This is the basis for
the Second, or Communicative, Principle of Relevance:
(7) Communicative Principle of Relevance
Every ostensive stimulus conveys a presumption of its own optimal relevance.
Use of an ostensive stimulus, then, creates a PRESUMPTION OF OPTIMAL RELEVANCE. The notion of optimal
relevance is meant to spell out what the audience of an act of ostensive communication is entitled to expect
in terms of effort and effect:
(8) Presumption of optimal relevance
a. The ostensive stimulus is relevant enough to be worth the audience's processing effort.
b. It is the most relevant one compatible with communicator's abilities and preferences.

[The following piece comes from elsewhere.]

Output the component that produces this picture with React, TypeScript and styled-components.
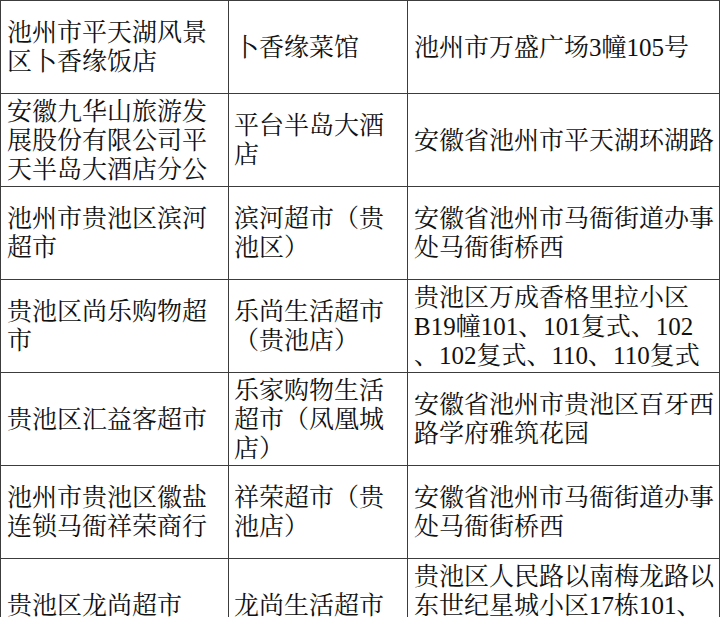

According to clause (a), the audience can expect the ostensive stimulus to be at least relevant enough to be
worth processing. Given the argument of section 2 that a stimulus is only worth processing if it is more
relevant than any alternative input available at the time, this is not a trivial claim. Indeed, in order to satisfy
the presumption of relevance, the audience may have to draw a stronger conclusion than would otherwise
have been warranted. For example, if you just happen to notice my empty glass, you may be entitled to
conclude that I
might like a drink. If I deliberately wave it at you, you would generally be justified in
concluding that I
would like a drink.
According to clause (b), the audience of an ostensive stimulus is entitled to even higher expectations. The
communicator wants to be understood. It is therefore in her interest - within the limits of her own
capabilities and preferences - to make her ostensive stimulus as easy as possible for the audience to
understand, and to provide evidence not just for the cognitive effects she aims to achieve but for further
cognitive effects, which, by holding the audience's attention, will help her achieve her goal. For instance, the
communicator's goal might be to inform her audience that she has started writing her paper. The most
effective way of achieving this goal might be to offer more specific information and say, “I've already written
a third of the paper.” In the circumstances, her audience could then reasonably take her to mean that she
has only written a third of the paper, because if she had written more, she should have said so, given clause
(b) of the presumption of optimal relevance.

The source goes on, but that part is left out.